╭──

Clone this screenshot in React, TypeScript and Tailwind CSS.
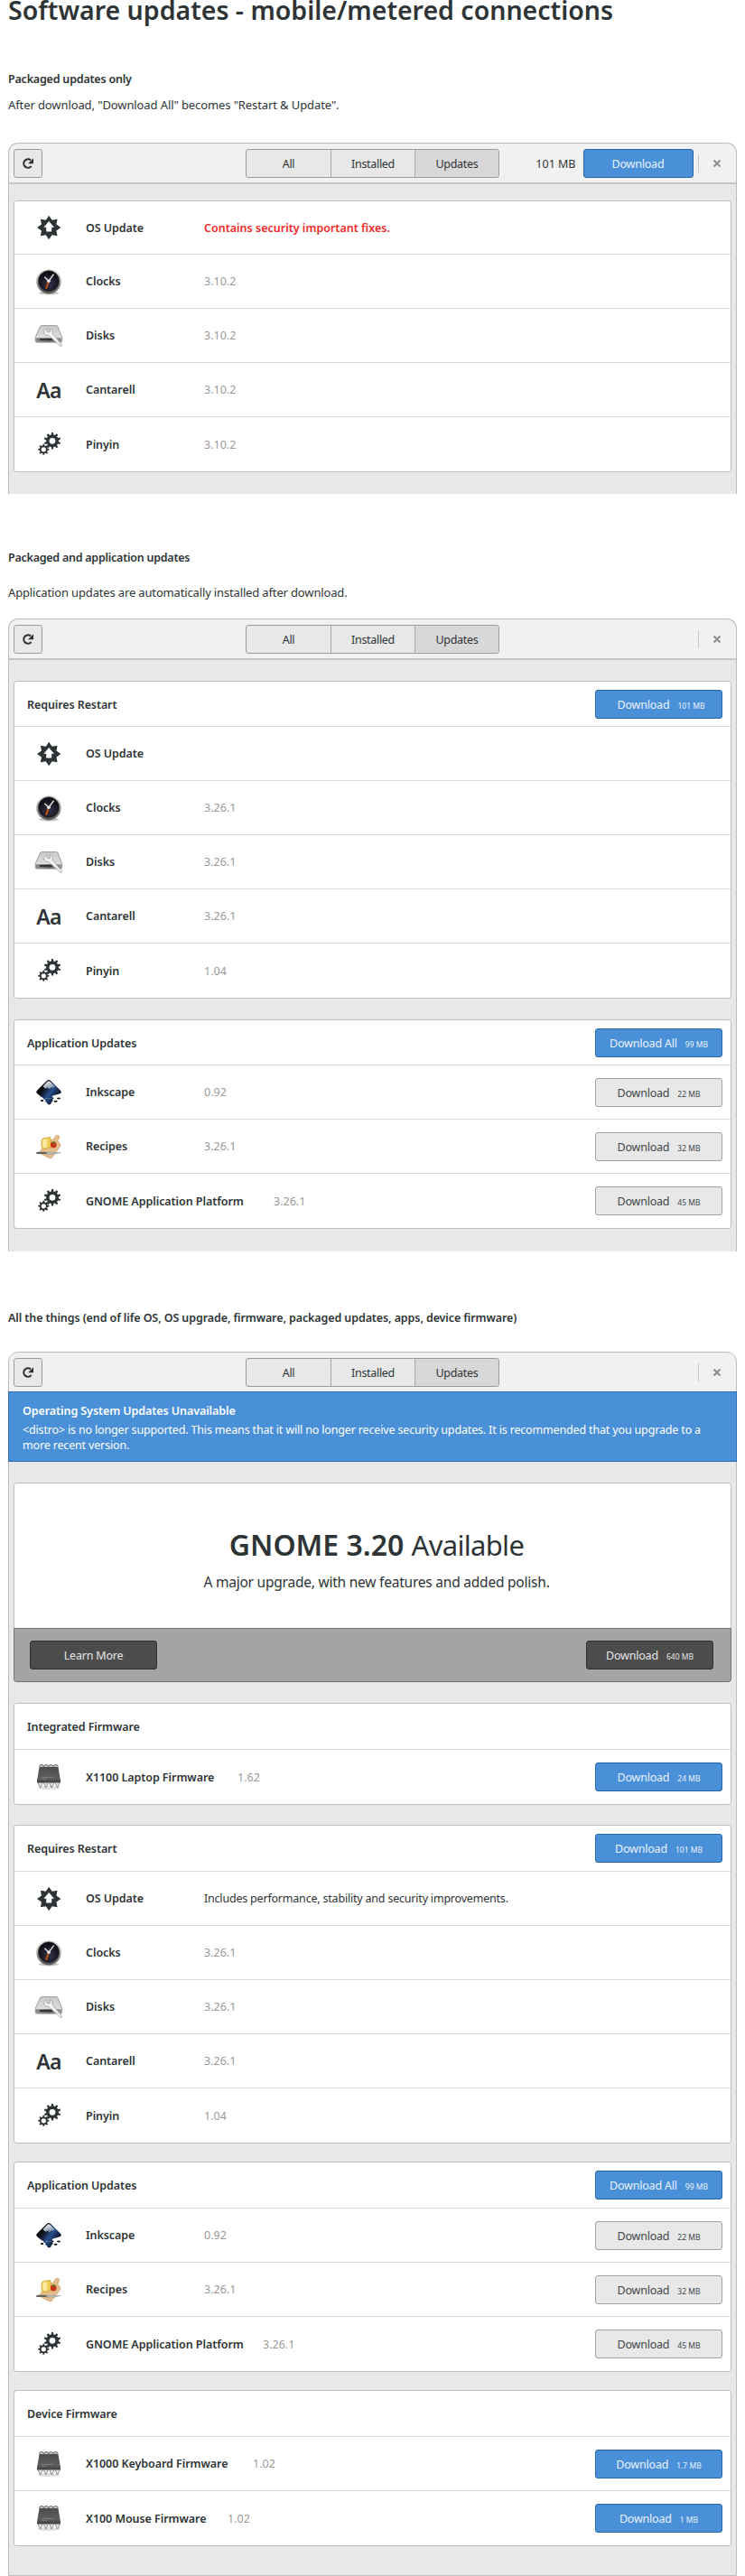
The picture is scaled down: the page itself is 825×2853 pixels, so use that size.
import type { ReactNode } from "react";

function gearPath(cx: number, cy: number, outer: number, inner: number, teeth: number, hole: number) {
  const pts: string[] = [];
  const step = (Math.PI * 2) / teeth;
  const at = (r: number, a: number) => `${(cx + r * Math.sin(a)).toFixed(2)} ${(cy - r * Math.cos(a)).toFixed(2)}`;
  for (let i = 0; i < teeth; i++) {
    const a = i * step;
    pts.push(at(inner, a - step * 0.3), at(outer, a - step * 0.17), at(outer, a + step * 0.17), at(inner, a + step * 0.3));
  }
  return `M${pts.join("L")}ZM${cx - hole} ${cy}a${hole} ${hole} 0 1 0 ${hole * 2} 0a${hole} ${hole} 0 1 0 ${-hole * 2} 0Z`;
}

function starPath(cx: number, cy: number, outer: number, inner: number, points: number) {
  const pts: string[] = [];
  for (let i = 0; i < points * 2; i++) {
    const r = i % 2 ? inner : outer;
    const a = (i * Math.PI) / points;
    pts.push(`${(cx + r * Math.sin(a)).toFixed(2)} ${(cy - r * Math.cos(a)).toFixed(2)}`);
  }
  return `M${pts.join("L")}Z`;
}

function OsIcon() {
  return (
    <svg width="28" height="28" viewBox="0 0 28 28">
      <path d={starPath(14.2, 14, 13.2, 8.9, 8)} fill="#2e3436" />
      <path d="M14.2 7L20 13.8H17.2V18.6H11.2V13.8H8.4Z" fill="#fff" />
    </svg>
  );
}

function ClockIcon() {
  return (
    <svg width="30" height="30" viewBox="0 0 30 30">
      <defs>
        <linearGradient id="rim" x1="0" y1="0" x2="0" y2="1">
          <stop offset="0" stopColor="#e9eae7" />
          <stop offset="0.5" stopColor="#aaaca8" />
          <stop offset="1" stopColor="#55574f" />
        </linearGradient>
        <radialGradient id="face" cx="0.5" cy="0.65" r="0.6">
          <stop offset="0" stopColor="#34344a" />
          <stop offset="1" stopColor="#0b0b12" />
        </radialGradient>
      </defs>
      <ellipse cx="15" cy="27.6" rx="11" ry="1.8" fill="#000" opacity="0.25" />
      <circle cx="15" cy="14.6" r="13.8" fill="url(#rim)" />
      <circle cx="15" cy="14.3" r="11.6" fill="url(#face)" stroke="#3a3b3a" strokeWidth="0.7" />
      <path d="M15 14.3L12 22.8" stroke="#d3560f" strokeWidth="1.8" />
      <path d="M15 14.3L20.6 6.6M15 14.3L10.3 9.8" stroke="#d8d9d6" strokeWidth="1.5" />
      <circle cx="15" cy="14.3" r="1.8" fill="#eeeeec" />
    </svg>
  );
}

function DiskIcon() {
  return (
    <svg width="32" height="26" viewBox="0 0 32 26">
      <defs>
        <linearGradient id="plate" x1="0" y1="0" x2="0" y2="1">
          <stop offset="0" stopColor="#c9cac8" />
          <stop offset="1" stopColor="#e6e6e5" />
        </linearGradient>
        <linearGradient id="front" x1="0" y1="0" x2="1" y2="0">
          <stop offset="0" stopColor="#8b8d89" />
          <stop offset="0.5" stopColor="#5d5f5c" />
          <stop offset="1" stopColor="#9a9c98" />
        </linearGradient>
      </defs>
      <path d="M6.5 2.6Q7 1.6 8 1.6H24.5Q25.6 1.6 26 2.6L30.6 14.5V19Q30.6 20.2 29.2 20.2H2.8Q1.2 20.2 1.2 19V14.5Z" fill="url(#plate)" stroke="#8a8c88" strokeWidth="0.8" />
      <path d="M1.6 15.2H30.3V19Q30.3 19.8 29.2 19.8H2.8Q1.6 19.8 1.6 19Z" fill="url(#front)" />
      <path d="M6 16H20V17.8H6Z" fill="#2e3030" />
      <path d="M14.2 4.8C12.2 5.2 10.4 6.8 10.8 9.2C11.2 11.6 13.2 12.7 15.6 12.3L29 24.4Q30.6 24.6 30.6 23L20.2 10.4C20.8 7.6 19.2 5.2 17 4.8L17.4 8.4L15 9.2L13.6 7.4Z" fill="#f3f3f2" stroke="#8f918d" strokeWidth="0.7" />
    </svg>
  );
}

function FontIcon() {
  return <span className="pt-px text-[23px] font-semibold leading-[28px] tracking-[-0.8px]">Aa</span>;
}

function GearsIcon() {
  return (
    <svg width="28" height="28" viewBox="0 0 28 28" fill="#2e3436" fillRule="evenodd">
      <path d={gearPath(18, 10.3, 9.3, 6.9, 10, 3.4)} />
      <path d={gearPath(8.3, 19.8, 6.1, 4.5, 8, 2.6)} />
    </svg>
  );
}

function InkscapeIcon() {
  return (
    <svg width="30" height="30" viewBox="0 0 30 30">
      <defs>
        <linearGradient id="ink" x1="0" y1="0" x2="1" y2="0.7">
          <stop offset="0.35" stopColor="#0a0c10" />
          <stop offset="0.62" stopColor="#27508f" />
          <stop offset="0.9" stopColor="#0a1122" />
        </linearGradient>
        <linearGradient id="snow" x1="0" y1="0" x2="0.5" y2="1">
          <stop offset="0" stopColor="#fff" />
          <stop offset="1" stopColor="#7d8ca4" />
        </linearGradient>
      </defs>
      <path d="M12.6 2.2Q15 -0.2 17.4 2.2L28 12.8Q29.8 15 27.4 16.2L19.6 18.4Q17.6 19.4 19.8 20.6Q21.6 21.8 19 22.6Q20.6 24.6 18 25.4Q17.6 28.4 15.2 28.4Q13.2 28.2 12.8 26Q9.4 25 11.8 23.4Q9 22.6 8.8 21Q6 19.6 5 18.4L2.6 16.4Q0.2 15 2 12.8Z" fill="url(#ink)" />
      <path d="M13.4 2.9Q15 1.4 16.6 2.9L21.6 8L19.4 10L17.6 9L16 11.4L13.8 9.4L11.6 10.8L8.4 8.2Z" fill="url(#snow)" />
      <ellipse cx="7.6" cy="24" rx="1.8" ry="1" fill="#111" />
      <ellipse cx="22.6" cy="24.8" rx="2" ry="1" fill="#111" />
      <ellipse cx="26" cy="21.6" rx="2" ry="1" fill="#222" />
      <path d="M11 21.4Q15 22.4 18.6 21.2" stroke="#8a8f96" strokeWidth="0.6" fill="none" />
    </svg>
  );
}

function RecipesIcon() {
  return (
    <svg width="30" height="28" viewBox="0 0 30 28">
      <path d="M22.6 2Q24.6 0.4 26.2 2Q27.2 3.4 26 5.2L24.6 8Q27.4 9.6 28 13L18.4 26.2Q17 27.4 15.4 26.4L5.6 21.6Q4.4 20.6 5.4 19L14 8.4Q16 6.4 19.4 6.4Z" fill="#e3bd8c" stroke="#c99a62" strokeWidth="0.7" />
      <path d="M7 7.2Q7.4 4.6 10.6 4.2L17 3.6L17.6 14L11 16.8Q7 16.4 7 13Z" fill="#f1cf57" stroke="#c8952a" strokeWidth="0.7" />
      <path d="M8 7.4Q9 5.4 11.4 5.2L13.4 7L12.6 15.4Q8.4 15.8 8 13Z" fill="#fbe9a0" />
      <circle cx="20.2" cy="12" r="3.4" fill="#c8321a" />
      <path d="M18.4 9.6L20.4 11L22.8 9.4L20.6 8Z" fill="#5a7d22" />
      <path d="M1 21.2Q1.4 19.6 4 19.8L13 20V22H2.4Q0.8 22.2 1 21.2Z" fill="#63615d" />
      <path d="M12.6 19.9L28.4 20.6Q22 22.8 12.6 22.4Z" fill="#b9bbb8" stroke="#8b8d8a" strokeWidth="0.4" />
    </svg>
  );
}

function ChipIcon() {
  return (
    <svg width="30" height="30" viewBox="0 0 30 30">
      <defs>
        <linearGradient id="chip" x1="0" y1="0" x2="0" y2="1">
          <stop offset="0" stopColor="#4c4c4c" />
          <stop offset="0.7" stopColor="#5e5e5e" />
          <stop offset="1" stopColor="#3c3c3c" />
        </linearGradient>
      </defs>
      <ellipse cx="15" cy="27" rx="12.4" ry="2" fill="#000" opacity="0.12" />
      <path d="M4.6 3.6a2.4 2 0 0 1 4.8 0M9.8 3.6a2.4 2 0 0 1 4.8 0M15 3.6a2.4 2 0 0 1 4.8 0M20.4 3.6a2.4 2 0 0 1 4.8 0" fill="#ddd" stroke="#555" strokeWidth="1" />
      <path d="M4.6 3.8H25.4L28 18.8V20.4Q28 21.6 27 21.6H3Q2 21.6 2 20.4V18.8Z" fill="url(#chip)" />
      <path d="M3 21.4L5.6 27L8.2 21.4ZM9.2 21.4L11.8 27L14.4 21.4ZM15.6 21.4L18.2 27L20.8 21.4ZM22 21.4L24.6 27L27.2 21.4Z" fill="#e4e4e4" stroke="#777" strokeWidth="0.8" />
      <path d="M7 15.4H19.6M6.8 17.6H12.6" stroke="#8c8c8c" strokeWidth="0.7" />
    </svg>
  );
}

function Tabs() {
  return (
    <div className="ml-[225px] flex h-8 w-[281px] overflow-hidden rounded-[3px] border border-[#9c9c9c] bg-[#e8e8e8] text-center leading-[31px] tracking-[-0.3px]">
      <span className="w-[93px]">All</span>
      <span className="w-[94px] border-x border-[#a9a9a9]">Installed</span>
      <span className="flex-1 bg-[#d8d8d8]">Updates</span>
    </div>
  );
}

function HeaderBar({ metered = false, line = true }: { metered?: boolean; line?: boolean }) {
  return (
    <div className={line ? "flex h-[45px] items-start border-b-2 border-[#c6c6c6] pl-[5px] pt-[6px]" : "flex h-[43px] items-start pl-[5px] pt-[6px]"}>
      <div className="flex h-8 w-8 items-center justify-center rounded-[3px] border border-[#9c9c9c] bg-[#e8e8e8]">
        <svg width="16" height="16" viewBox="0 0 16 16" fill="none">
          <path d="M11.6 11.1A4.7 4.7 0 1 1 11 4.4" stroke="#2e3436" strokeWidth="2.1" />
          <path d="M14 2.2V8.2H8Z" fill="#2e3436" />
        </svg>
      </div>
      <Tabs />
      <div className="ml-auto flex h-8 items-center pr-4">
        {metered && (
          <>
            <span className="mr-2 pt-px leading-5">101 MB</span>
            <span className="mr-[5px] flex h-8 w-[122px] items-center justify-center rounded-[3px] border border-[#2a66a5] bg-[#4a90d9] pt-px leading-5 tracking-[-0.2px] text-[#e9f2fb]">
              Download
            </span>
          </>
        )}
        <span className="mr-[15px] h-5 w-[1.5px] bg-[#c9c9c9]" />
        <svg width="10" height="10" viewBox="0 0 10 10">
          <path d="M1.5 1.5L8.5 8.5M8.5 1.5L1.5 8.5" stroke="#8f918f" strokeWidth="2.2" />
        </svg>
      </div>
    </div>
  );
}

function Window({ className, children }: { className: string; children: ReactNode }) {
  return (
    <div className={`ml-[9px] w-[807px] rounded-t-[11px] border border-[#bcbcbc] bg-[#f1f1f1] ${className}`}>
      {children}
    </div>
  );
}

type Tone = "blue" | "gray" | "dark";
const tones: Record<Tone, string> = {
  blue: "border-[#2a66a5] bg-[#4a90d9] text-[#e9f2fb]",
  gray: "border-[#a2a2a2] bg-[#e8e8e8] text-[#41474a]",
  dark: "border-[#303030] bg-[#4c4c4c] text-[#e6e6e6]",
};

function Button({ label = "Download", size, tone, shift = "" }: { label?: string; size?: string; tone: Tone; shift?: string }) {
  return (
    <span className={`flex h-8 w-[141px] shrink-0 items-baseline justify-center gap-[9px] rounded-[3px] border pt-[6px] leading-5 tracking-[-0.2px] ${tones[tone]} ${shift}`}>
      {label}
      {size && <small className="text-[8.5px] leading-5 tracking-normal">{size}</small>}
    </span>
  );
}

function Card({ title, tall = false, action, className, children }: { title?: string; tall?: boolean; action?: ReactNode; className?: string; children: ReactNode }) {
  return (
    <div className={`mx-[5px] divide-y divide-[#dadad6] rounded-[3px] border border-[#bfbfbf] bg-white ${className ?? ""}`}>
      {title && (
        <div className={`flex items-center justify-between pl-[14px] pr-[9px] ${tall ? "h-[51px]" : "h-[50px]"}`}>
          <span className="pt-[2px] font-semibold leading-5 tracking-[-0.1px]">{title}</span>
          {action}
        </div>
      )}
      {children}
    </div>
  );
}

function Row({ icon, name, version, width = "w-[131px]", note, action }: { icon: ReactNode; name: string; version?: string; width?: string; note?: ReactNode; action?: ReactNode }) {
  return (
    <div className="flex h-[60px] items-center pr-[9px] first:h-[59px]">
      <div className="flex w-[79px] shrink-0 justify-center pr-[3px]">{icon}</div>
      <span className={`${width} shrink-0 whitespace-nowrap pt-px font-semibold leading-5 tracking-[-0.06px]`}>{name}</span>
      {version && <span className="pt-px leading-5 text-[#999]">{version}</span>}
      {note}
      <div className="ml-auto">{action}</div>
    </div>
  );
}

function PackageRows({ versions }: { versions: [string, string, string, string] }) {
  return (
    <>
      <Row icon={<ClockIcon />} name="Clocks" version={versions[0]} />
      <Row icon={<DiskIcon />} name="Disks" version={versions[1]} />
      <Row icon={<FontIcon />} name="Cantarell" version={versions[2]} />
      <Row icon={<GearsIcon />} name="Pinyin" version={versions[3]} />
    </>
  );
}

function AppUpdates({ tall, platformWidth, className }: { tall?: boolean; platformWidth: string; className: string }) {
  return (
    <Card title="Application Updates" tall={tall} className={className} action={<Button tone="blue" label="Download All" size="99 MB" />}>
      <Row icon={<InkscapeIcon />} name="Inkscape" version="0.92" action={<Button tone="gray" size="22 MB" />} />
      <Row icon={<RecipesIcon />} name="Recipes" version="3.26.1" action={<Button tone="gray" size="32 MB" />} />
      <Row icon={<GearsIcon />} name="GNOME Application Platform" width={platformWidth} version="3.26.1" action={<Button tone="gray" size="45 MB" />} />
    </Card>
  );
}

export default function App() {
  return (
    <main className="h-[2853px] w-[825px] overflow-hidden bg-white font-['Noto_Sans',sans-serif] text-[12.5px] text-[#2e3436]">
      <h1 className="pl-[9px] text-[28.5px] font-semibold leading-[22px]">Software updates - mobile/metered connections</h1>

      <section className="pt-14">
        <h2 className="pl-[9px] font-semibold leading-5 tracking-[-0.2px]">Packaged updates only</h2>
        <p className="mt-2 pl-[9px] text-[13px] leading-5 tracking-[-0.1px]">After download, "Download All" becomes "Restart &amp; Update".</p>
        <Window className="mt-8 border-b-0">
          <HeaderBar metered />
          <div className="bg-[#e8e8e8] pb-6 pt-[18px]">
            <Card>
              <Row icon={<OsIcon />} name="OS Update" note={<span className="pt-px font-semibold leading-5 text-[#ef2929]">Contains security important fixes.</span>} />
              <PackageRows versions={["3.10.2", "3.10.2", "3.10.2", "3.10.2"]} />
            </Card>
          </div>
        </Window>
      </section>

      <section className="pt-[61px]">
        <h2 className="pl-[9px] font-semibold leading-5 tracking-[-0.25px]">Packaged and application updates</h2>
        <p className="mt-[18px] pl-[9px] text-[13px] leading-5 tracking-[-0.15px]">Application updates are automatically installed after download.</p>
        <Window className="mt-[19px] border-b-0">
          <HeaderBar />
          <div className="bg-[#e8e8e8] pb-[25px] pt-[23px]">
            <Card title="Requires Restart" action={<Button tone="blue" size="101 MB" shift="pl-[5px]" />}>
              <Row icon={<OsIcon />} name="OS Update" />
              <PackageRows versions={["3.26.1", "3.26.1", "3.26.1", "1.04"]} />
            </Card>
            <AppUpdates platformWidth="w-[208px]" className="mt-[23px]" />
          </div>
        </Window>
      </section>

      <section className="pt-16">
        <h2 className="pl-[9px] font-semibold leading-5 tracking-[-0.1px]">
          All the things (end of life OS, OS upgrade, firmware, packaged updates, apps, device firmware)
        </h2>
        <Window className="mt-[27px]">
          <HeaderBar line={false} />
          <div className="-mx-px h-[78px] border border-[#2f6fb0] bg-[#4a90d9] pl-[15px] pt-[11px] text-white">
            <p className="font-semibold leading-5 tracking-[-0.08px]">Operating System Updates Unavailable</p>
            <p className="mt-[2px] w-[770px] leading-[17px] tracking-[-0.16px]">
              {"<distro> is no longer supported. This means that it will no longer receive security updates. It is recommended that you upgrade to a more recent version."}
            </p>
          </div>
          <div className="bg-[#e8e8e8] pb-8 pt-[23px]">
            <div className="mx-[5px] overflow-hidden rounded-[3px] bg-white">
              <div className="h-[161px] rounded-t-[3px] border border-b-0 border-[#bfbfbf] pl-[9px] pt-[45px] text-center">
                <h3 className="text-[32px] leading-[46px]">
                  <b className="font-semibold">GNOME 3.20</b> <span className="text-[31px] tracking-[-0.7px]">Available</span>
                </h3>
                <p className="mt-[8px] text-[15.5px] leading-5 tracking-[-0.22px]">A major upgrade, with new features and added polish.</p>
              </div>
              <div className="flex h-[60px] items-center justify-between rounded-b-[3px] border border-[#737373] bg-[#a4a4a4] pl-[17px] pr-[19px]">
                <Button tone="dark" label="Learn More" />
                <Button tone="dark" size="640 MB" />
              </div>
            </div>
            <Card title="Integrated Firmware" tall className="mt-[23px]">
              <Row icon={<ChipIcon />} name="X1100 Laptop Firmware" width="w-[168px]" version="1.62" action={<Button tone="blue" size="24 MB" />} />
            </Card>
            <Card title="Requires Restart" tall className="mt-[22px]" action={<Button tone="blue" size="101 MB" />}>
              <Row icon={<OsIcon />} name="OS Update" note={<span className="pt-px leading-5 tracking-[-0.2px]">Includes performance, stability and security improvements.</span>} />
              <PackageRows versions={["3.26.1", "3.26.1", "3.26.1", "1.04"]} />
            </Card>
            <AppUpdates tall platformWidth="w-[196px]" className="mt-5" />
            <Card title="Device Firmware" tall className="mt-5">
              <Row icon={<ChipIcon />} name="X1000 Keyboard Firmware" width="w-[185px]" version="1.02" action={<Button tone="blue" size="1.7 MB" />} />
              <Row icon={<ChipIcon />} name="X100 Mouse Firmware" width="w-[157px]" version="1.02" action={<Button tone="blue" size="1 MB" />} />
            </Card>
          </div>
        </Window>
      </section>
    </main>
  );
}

╰──

* Problem details:
Say how many lines have the string "that" in them, offering no words beyond the number.

* Problem solution:
2